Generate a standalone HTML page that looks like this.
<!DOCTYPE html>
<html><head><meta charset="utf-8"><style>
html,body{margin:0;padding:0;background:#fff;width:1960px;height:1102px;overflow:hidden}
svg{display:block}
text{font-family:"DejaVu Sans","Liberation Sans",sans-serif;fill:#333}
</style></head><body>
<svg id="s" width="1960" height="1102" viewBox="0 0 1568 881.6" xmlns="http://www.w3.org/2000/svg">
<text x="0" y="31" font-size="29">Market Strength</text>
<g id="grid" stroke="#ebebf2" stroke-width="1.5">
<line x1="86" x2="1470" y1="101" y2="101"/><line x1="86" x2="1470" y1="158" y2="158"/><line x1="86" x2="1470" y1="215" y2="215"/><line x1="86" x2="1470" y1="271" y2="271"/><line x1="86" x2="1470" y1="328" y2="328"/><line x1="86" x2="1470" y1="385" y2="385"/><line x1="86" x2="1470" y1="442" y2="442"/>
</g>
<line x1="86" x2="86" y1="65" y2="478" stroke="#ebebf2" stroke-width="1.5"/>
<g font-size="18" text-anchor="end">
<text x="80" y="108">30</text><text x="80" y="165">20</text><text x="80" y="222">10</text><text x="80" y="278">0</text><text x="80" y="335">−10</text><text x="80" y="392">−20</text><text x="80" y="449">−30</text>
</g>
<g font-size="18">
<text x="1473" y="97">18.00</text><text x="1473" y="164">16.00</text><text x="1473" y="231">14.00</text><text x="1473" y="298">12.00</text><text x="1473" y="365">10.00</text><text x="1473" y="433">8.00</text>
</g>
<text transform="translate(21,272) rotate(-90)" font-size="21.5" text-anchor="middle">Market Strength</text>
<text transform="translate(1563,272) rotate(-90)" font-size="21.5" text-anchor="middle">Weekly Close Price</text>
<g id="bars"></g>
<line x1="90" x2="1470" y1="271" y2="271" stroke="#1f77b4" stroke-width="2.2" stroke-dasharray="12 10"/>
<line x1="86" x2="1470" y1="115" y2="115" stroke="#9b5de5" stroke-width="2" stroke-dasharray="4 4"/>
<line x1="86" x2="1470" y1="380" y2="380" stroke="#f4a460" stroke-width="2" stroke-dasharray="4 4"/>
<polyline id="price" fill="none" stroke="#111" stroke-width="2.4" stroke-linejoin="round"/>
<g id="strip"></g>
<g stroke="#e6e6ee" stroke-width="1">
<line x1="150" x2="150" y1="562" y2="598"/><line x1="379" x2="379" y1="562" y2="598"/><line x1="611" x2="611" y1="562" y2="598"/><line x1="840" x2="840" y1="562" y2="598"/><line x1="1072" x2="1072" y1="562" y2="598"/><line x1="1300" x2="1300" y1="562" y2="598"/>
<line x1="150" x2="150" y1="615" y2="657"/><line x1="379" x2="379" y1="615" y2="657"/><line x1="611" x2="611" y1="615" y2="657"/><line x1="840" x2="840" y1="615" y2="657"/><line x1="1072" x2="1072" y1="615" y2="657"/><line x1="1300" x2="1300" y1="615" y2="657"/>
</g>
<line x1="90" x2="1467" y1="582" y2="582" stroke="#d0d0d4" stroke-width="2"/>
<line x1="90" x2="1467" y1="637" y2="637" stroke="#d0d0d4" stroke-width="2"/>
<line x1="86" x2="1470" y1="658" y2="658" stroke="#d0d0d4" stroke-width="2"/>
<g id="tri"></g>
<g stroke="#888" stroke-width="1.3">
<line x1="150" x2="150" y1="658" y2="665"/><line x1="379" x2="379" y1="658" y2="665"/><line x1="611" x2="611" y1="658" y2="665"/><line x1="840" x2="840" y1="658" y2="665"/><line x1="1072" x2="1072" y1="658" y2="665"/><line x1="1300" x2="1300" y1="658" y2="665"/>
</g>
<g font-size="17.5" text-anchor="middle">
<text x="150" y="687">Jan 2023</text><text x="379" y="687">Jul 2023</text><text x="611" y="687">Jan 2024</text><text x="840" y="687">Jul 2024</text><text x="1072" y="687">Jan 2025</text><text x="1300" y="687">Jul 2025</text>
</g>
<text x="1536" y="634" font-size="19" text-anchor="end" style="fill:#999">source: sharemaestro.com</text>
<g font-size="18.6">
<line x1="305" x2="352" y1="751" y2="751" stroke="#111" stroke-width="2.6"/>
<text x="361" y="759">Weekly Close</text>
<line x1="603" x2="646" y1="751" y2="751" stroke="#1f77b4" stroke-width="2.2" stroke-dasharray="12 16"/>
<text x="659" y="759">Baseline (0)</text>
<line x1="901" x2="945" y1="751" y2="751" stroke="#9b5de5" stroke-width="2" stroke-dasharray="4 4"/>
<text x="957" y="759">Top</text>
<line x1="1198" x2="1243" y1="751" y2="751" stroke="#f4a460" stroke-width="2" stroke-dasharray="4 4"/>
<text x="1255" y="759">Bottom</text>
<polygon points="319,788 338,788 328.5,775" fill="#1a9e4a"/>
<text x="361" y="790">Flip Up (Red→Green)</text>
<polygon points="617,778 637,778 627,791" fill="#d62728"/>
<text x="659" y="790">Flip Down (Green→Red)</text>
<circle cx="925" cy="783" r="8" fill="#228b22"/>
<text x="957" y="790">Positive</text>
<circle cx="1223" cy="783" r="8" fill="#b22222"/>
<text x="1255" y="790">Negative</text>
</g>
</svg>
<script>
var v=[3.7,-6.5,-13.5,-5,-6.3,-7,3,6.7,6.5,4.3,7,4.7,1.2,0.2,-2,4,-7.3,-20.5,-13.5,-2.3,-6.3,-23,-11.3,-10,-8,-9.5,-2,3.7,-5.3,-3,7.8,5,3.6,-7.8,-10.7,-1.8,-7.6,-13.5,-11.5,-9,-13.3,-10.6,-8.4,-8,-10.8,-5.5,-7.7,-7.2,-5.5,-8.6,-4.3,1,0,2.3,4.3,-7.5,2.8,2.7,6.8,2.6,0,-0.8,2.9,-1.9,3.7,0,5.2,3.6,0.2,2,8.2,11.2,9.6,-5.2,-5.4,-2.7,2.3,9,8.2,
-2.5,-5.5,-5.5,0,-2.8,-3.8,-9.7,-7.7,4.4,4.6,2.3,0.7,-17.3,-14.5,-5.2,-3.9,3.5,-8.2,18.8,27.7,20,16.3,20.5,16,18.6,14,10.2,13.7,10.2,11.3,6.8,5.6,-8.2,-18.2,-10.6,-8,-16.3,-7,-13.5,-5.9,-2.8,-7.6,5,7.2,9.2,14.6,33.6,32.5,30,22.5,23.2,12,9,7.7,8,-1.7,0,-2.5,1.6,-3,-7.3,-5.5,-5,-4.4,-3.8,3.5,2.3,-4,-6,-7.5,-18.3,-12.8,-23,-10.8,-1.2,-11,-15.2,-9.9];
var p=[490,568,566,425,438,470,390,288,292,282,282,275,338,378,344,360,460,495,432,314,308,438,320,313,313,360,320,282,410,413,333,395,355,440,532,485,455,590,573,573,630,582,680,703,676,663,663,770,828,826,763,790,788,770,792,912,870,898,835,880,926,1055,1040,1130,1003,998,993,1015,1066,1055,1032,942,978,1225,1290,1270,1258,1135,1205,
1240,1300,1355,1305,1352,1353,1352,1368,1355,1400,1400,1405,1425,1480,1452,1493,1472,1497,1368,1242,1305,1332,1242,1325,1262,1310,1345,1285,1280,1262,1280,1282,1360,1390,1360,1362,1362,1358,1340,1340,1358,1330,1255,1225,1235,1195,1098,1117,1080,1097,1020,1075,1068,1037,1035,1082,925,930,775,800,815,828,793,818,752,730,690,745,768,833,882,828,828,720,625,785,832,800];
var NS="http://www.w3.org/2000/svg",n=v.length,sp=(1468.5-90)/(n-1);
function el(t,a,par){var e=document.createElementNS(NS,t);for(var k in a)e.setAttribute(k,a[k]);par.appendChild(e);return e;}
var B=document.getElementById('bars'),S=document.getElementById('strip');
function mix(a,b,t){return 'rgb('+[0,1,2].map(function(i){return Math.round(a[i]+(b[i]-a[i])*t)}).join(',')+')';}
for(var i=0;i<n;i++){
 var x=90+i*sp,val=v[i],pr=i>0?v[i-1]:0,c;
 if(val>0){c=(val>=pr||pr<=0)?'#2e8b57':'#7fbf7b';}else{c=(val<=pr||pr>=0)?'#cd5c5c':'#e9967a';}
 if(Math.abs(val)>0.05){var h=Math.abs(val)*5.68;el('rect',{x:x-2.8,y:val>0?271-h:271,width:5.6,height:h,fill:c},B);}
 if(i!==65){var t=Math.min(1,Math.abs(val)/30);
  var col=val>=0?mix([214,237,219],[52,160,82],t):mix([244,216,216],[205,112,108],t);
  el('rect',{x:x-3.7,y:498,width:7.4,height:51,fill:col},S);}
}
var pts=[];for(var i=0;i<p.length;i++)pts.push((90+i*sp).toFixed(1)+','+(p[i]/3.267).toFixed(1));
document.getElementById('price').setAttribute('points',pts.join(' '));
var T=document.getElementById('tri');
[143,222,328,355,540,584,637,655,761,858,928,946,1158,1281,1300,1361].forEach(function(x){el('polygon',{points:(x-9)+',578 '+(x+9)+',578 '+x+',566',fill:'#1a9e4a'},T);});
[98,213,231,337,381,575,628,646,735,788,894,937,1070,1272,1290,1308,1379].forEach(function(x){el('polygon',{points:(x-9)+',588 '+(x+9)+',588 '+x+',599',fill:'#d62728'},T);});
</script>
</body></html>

────────────────

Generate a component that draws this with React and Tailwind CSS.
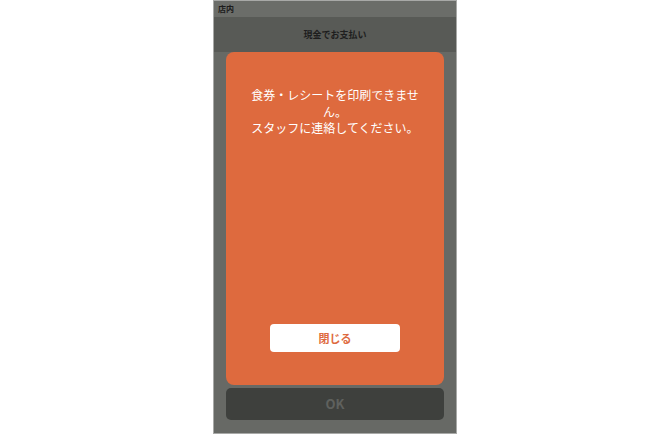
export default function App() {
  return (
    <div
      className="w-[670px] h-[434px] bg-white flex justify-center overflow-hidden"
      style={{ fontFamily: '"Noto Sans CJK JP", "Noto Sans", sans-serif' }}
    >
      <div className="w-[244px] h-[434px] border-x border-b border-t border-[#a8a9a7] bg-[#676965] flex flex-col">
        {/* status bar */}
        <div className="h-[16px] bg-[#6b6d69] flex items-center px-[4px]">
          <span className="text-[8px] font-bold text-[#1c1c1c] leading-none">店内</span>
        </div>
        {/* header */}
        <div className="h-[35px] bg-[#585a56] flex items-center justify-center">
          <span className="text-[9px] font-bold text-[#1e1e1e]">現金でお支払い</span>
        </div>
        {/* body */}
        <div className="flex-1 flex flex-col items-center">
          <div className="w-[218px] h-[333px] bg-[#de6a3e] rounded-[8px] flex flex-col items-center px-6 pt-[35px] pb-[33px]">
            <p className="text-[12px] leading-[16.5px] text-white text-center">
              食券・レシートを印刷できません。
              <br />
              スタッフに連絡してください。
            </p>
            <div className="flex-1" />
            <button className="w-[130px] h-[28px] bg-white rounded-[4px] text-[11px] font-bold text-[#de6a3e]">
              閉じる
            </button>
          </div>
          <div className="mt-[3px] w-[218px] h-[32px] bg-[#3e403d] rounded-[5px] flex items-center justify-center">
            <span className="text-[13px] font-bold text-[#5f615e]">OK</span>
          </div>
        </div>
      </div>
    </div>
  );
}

────────────────

§ Your objective
Locate all lines holding the word "this", then copy them out.

§ Solution
Generate a standalone HTML page that looks like this.
Generate a component that draws this with React and Tailwind CSS.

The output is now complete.